Revisiting a One-of-a-Kind Novel During First Nations Public Library Week

Jonny Appleseed, by Joshua Whitehead, is one of my top 10 favourite novels, full stop. You may have heard of it from a few little literary prizes as the winner of Canada Reads 2021, the Lambda Literary Award winner for Gay Fiction in 2019, and when it was longlisted for the 2018 Giller Prize, amongst so many other incredible accolades!

I read it for the first time in 2018, then listened to the audiobook (narrated by the author which I cannot recommend enough), and decided to revisit this one-of-a-kind novel during First Nations Public Library Week.

Jonny Appleseed follows our sweetheart hero, Jonny, a cheeky and charming “glitter princess” Indigiqueer sex worker living in Winnipeg, who must scramble to find a ride back home to the Peguis First Nation to attend his stepfather’s funeral. Whitehead defines indigiqueer as “braiding of two worlds” — his queerness and his culture. The word Indigiqueer is his way of making a space, land and ceremony for that identity.

The central plot revolves around Jonny trying to get back home for his stepfather’s funeral, but the novel is like going down a river of Jonny’s memories and dreams: tender moments of secretly watching queer TV in the middle of the night praying to not get caught; making his kokum (grandmothers)’s meatball recipe as an adult; falling into messy love with his childhood friend Tias (and the complex love triangle that emerges later on); his beloved late kokum; being mercilessly harassed as a queer, nerdy Indigenous kid; and his current roster of clients that fetishize his identities but are his livelihood.

Jonny is such a wonderful character! He is funny, flirty, smooth-talking, but he also suffers so much. We see his loneliness, grief, and trauma and you can feel the reverence and love he has for the women in his life, particularly his mother and kokum. The impacts of intergenerational and present-day trauma resulting from colonialism affect so much of this novel: the racism, homophobia, transphobia, and fetishization Jonny faces is a direct result of colonialism, and what does he do? He feels and lives so deeply, creating his own way to be, which is revolutionary.

Whitehead writes like no one else I’ve ever read. Each word feels intentional and musical. He captures the frenetic pace of coming of age in digital times authentically.
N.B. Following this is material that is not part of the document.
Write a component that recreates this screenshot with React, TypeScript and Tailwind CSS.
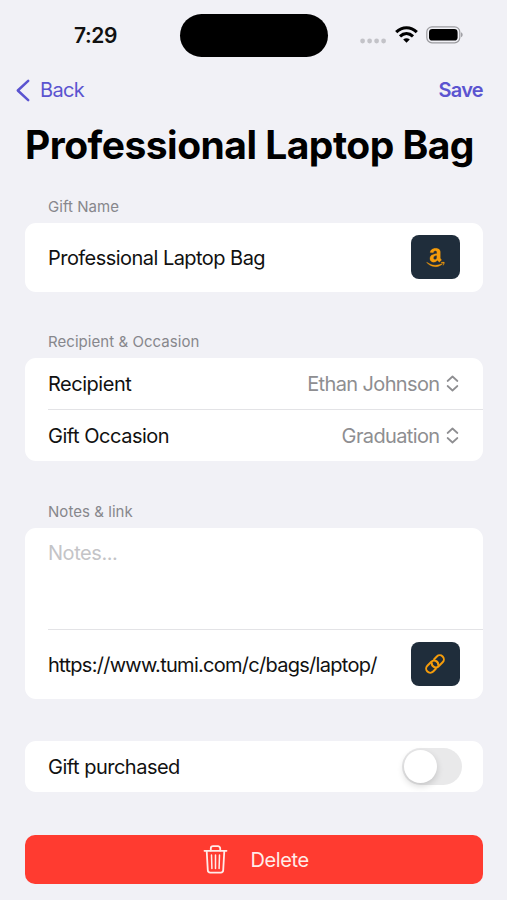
import { useState, type ReactNode } from "react";
import clsx from "clsx";
import { FaAmazon } from "react-icons/fa";

function StatusBar() {
  return (
    <div className="flex h-[57px] items-start pt-[14px]">
      <div className="w-[180px] pl-[74px] pt-[7px] text-[21px] leading-[29px] font-semibold tracking-[-0.4px]">7:29</div>
      <div className="h-[43px] w-[148px] rounded-full bg-black" />
      <div className="flex h-[43px] flex-1 items-center pl-[32px]">
        <svg width="26" height="6" viewBox="0 0 26 6" className="mt-[11px]" fill="#c3c3c8">
          <circle cx="2.6" cy="3" r="2.4" />
          <circle cx="9.6" cy="3" r="2.4" />
          <circle cx="16.6" cy="3" r="2.4" />
          <circle cx="23.6" cy="3" r="2.4" />
        </svg>
        <svg width="23" height="17" viewBox="0 0 23 17" className="ml-[9px] -mt-[2px]" fill="none" stroke="black" strokeWidth="3.1">
          <path d="M1.2 6.2C7.3 0.3 15.7 0.3 21.8 6.2" />
          <path d="M5 10.3C8.9 6.7 14.1 6.7 18 10.3" />
          <path d="M11.5 16.8L8.2 13.5C10.2 11.8 12.8 11.8 14.8 13.5Z" fill="black" stroke="none" />
        </svg>
        <svg width="37" height="18" viewBox="0 0 37 18" className="ml-[8px] -mt-[2px]">
          <rect x="0.8" y="0.8" width="33" height="16" rx="5.2" fill="none" stroke="#9b9b9f" strokeWidth="1.2" />
          <rect x="3" y="3" width="28.6" height="11.6" rx="3.4" fill="black" />
          <path d="M35.2 6.3C37 7 37 10.6 35.2 11.3Z" fill="#8e8e93" />
        </svg>
      </div>
    </div>
  );
}

function Section({ label, className, children }: { label?: string; className?: string; children: ReactNode }) {
  return (
    <section className={className}>
      {label ? (
        <h2 className="mb-[6px] pl-[23.5px] text-[15px] leading-[20px] tracking-[0.05px] text-[#87878c]">{label}</h2>
      ) : null}
      <div className="overflow-hidden rounded-[11px] bg-white pl-[23.5px]">{children}</div>
    </section>
  );
}

function PickerRow({ label, value, className }: { label: string; value: string; className?: string }) {
  return (
    <div className={clsx("flex items-center justify-between pr-[24px]", className)}>
      <span className="text-[20px] tracking-[-0.48px]">{label}</span>
      <span className="flex items-center gap-[6px] text-[#8e8e91]">
        <span className="text-[20px] tracking-[-0.63px]">{value}</span>
        <svg width="13" height="17" viewBox="0 0 13 17" fill="none" stroke="currentColor" strokeWidth="1.7" strokeLinecap="round" strokeLinejoin="round">
          <path d="M1.6 6L6.5 1.5L11.4 6" />
          <path d="M1.6 11L6.5 15.5L11.4 11" />
        </svg>
      </span>
    </div>
  );
}

function IconButton({ label, children }: { label: string; children: ReactNode }) {
  return (
    <button aria-label={label} className="mb-[1px] flex h-[44px] w-[49px] items-center justify-center rounded-[8px] bg-[#1f2d3b] text-[#f59c0b]">
      {children}
    </button>
  );
}

export default function App() {
  const [purchased, setPurchased] = useState(false);

  return (
    <main className="h-[900px] w-[507px] overflow-hidden bg-[#f1f1f6] font-['Inter',sans-serif] text-[#111]">
      <StatusBar />

      <nav className="flex h-[66px] items-center justify-between pl-[16px] pr-[24px] text-[20px] text-[#5b54d0]">
        <button className="flex items-center gap-[10px]">
          <svg width="14" height="23" viewBox="0 0 14 23" fill="none" stroke="currentColor" strokeWidth="2.5" strokeLinecap="round" strokeLinejoin="round">
            <path d="M12.2 1.8L1.8 11.5L12.2 21.2" />
          </svg>
          <span className="tracking-[-0.7px]">Back</span>
        </button>
        <button className="font-semibold tracking-[-0.7px]">Save</button>
      </nav>

      <h1 className="pl-[25px] text-[39px] leading-[44px] font-bold tracking-[-0.52px] whitespace-nowrap text-black">
        Professional Laptop Bag
      </h1>

      <div className="px-[24.5px]">
        <Section label="Gift Name" className="mt-[30px]">
          <div className="flex h-[69px] items-center justify-between pr-[23px]">
            <span className="text-[20px] tracking-[-0.54px]">Professional Laptop Bag</span>
            <IconButton label="Search on Amazon">
              <FaAmazon size={21} stroke="currentColor" strokeWidth={6} />
            </IconButton>
          </div>
        </Section>

        <Section label="Recipient & Occasion" className="mt-[40px]">
          <PickerRow label="Recipient" value="Ethan Johnson" className="h-[52px] border-b border-[#e3e3e6]" />
          <PickerRow label="Gift Occasion" value="Graduation" className="h-[51px]" />
        </Section>

        <Section label="Notes & link" className="mt-[41px]">
          <div className="h-[102px] border-b border-[#e3e3e6] pt-[11px] text-[20px] leading-[28px] tracking-[-0.45px] text-[#c4c4c7]">
            Notes...
          </div>
          <div className="flex h-[69px] items-center justify-between pr-[23px]">
            <span className="text-[20px] tracking-[-0.72px]">https://www.tumi.com/c/bags/laptop/</span>
            <IconButton label="Open link">
              <svg width="22" height="22" viewBox="0 0 22 22" fill="none" stroke="currentColor" strokeWidth="2" strokeLinecap="round">
                <g transform="rotate(-45 11 11)">
                  <path d="M8.2 15H4.4A4.1 4.1 0 0 1 4.4 6.8H10A4.1 4.1 0 0 1 12.6 14" />
                  <path d="M13.8 7H17.6A4.1 4.1 0 0 1 17.6 15.2H12A4.1 4.1 0 0 1 9.4 8" />
                </g>
              </svg>
            </IconButton>
          </div>
        </Section>

        <Section className="mt-[42px]">
          <div className="flex h-[51px] items-center justify-between pr-[21px]">
            <span className="text-[20px] tracking-[-0.5px]">Gift purchased</span>
            <button
              role="switch"
              aria-checked={purchased}
              aria-label="Gift purchased"
              onClick={() => setPurchased(!purchased)}
              className={clsx("flex h-[37px] w-[60px] items-center rounded-full px-[2px]", purchased ? "justify-end bg-[#34c759]" : "bg-[#e9e9ea]")}
            >
              <span className="size-[33px] rounded-full bg-white shadow-[0_3px_7px_rgba(0,0,0,0.16)]" />
            </button>
          </div>
        </Section>

        <button className="mt-[43px] flex h-[49px] w-full items-center rounded-[10px] bg-[#ff3b30] pt-[1px] pl-[178px] text-[20px] text-[#ffece9]">
          <svg width="25" height="29" viewBox="0 0 24 29" className="-mt-[1px]" fill="none" stroke="currentColor" strokeWidth="1.8" strokeLinecap="round" strokeLinejoin="round">
            <path d="M1 5.8H23" />
            <path d="M7.3 5.6V3.5A2.3 2.3 0 0 1 9.6 1.2H14.4A2.3 2.3 0 0 1 16.7 3.5V5.6" />
            <path d="M3.2 6L4.3 25.3A2.4 2.4 0 0 0 6.7 27.6H17.3A2.4 2.4 0 0 0 19.7 25.3L20.8 6" />
            <path d="M8 10L8.4 23.5M12 10V23.5M16 10L15.6 23.5" strokeWidth="1.5" />
          </svg>
          <span className="ml-[23px] tracking-[-0.4px]">Delete</span>
        </button>
      </div>
    </main>
  );
}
I think the greatest feat of this book is that Whitehead can express so many of those universally human experiences like grief and being in love with a skilled and casual tone while still focusing on a character that has a deeply specific set of experiences. Specific experiences and identities that up until extremely recently, have been completely missing from or misrepresented in mainstream literature and I can’t wait to read more of.

First Nations Public Library Week encourages us all “learn new things together” – books like Jonny Appleseed give us so much to learn and relearn, and I can’t recommend it enough. So, buckle up for a worthwhile rollercoaster of a book that will absolutely make you laugh and probably cry, which is standard for most books I like to recommend here!